Well, over time we’ve gotten better at describing what REST is. We now have the term HATEOAS, which rolls off the tongue amazingly. A service cannot call itself REST unless it’s also HATEOAS.
We also now have the Richardson Maturity Model, which is a bit like the seven stages of grief, but for REST. Basically, you cannot call your service REST unless you’re on Level 3 of the Maturity Model.
I’d highly recommend reading the fowler article, because it’s one of the best overviews. The maturity model maps out my personal learning curve as well.
But here’s the issue
I believe that “REST” is widely believed to be the “right” way to implement web services. The term is also almost universally used to describe services that actually are not hypermedia-driven a.k.a. not comformant with Level 3 of the Maturity Model.
Almost everyone gets it wrong.
But the thing that they got wrong is not necessarily the API they’ve built. It might be good (enough) and appropriate for what they are trying to accomplish. The thing they get wrong is that according to purists, they should not be calling their service REST, because it aint.
I think doing HATEAOS correctly is overkill for most people. Modelling it correctly is actually quite hard. It’s also prone to a lot of round trips.
A comment from Fielding:
REST is software design on the scale of decades: every detail is intended to promote software longevity and independent evolution. Many of the constraints are directly opposed to short-term efficiency. Unfortunately, people are fairly good at short-term design, and usually awful at long-term design. Most don’t think they need to design past the current release. There are more than a few software methodologies that portray any long-term thinking as wrong-headed, ivory tower design (which it can be if it isn’t motivated by real requirements).
The reality is that a lot of us actually do see the value of achieving short-term goals, preferring ease-of-use over correctness. We’re not building an API for the library of congress. Having lots of people use an API is probably more important than that API being relevant for multiple decades.
What I’m really suggesting is that ‘correct REST’ is wrong for most people, but this leaves us with a major problem.
There’s a massive body of work that calls itself REST but is not quite REST. Any developer tasked with building a service might therefore come to the conclusion “REST” is a good thing.
Now, this developer might have questions about the design of their new REST service on Stack Overflow and find out that there’s a wild range of different answers based on the answerer’s definition of REST.
A common one might be: what is a good way to design my REST url structure? A ‘correct’ answer might be, the url structure doesn’t matter as all URLS must be discovered.
Correct? Yes! Helpful? No!
Developers might fight their way through it and still end up with enough resources and answers to develop their ‘not quite REST’-service.

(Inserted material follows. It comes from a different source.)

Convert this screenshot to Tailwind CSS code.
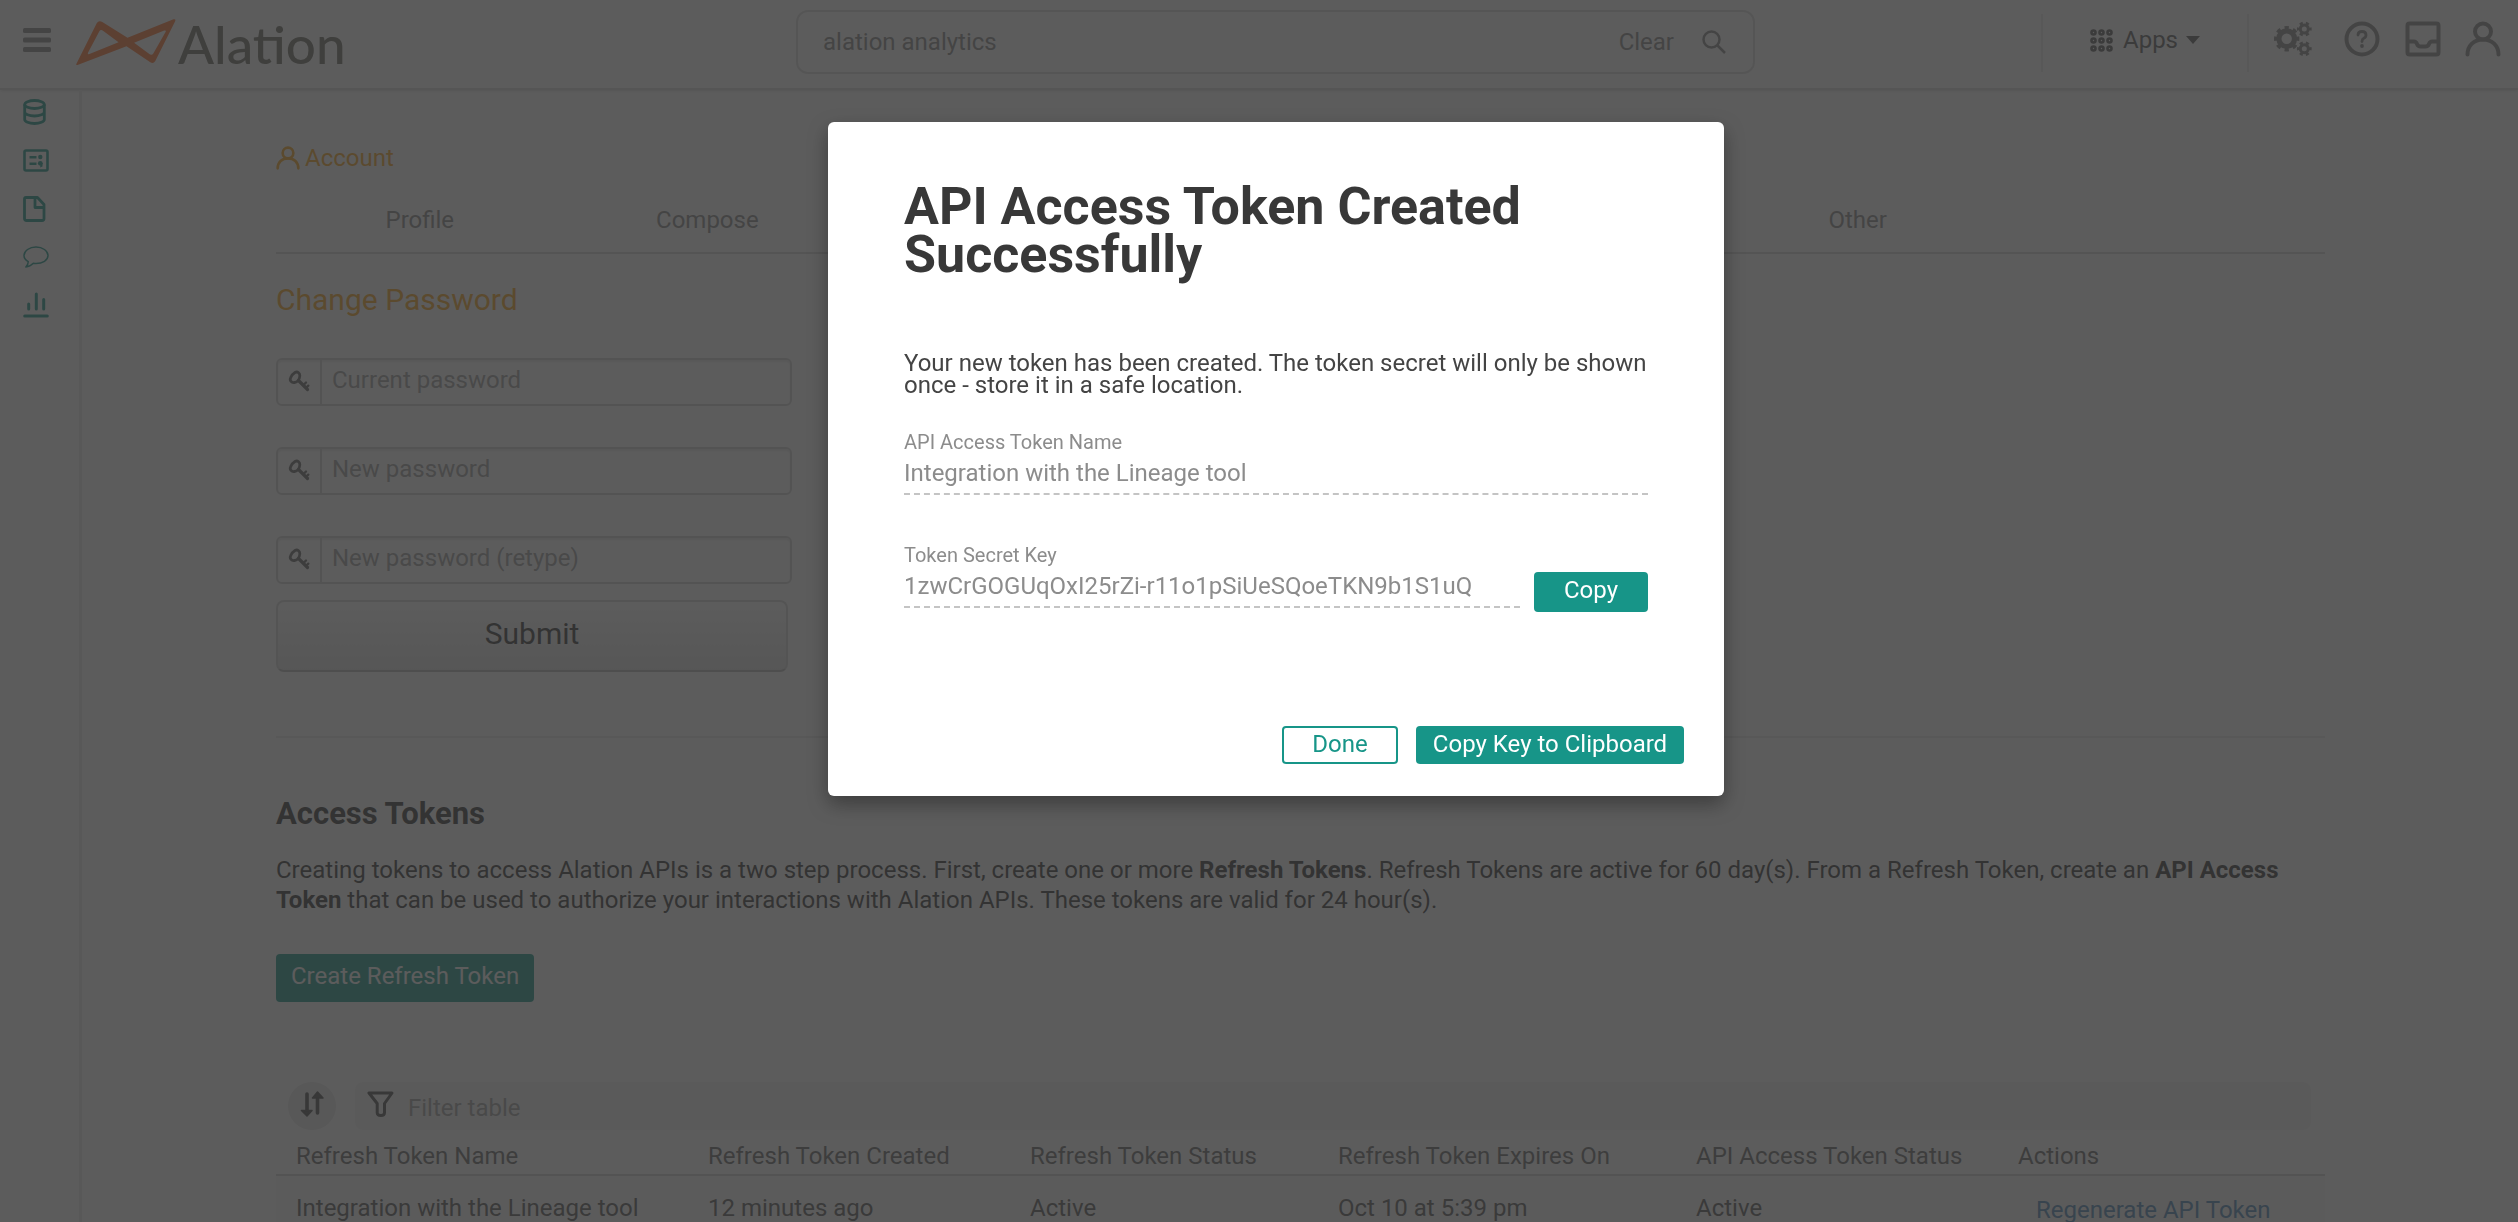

Or alternatively, the developer might go all the way down the rabbit hole, and come to the conclusion:
- REST is popular choice for good API’s.
- Therefore REST is good.
- REST must be hypermedia-driven.
- Therefore good API’s must be hypermedia-driven.
I’ve seen many people fall for this logic trap, not realizing that it’s based on a false assumption. REST is not popular. Something that’s not quite REST is popular and everybody just calls it that.
We don’t have a good popular term to describe simple web API’s though, which makes it difficult to research. Most REST books and presentations you’ll find tend to be about ‘correct REST’ not ‘popular REST’, but most services are ‘popular REST’ not ‘correct REST’.
I think coming up with a new term and popularizing it is going to be very difficult though, so I propose that we let the programming lingo evolve the same way words’ definitions in languages do. “REST” is far and wide used to describe non-hypermedia API’s, so I think it’s safe to say that the term has evolved from it’s original meaning.
Sorry Roy. At least you still have HATEAOS.
Some further reading
Microsoft released a pretty great REST API Guidelines document that’s actually not hypermedia. If you’re looking for a body of work that does try to stick very close to the original definition of REST, take a look at Collection+JSON, which is highly correct and highly impractical.